TASK BRIEF: Look through the data below and say how many of its lines contain "index", adding nothing else.

DATA PROVIDED:
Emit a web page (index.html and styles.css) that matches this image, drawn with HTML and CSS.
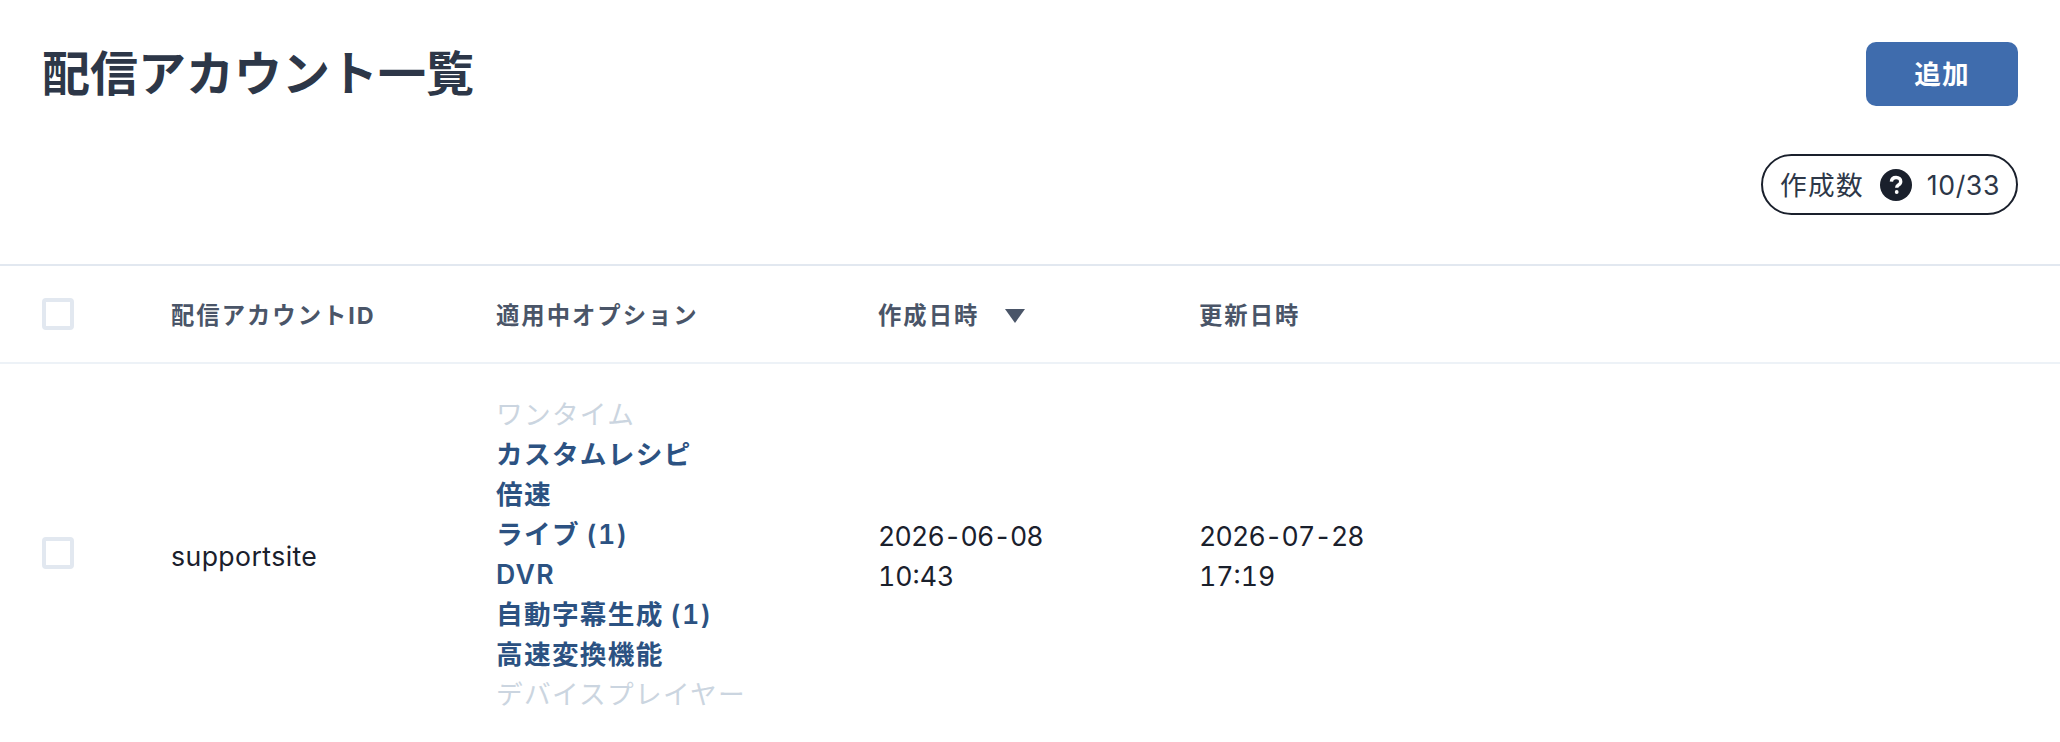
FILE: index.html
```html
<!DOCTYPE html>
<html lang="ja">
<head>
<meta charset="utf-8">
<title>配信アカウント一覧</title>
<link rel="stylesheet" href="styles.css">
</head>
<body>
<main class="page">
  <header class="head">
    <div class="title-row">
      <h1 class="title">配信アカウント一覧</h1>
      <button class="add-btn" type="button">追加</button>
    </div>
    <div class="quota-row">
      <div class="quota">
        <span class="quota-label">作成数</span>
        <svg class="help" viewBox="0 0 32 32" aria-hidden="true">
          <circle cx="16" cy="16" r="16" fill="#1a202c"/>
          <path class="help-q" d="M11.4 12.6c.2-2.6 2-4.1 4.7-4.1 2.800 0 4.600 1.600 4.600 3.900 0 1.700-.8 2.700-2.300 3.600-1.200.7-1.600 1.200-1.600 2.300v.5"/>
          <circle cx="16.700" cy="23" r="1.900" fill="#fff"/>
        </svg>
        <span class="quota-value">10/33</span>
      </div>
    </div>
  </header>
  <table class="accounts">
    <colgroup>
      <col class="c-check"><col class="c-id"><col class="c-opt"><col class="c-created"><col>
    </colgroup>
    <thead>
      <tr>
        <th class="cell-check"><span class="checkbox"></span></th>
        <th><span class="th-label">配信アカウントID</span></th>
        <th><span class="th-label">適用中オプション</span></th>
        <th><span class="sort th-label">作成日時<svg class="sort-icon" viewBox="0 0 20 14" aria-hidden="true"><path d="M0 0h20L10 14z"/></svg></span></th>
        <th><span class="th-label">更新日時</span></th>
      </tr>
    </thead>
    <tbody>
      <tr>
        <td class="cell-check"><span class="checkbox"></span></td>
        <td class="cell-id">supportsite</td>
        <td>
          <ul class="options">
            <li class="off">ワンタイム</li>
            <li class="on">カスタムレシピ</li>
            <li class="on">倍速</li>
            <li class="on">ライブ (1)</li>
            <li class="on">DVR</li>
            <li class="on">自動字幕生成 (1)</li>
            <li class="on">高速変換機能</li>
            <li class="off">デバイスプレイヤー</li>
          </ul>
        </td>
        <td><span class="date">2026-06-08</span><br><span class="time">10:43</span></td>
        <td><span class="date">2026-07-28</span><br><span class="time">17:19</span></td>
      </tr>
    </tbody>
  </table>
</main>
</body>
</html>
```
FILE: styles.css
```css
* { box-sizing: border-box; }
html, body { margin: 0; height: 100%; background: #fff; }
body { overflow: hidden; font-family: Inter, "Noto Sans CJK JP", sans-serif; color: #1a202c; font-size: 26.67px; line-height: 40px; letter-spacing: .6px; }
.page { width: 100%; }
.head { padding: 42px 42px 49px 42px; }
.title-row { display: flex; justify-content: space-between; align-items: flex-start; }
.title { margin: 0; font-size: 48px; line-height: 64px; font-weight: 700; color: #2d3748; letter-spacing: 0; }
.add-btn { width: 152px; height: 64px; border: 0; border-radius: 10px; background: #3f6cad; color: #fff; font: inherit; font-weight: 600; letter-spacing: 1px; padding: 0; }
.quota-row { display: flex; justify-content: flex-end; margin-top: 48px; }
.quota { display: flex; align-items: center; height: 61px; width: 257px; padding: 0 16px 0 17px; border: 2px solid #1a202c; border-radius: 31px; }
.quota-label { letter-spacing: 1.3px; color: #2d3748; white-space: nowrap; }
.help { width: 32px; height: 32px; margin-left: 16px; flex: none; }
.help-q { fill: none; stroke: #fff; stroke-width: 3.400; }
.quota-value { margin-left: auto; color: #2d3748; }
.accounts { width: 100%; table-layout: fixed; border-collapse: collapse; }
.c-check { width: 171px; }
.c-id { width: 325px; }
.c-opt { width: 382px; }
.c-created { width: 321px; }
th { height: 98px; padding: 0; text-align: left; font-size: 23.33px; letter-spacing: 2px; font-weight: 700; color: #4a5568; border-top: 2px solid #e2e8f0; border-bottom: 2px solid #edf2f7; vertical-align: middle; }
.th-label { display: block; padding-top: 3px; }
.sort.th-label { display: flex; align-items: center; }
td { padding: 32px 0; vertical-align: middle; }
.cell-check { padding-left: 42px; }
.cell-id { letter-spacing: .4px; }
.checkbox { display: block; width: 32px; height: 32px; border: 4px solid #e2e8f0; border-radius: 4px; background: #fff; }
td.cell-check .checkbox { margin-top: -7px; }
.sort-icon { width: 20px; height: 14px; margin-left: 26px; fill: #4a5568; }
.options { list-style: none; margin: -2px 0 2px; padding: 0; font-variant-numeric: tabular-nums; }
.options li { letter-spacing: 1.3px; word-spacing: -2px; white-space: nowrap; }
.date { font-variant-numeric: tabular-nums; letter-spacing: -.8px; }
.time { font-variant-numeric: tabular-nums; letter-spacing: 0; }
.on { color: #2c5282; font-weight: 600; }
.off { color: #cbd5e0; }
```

OUTPUT FOR THIS EXERCISE: 2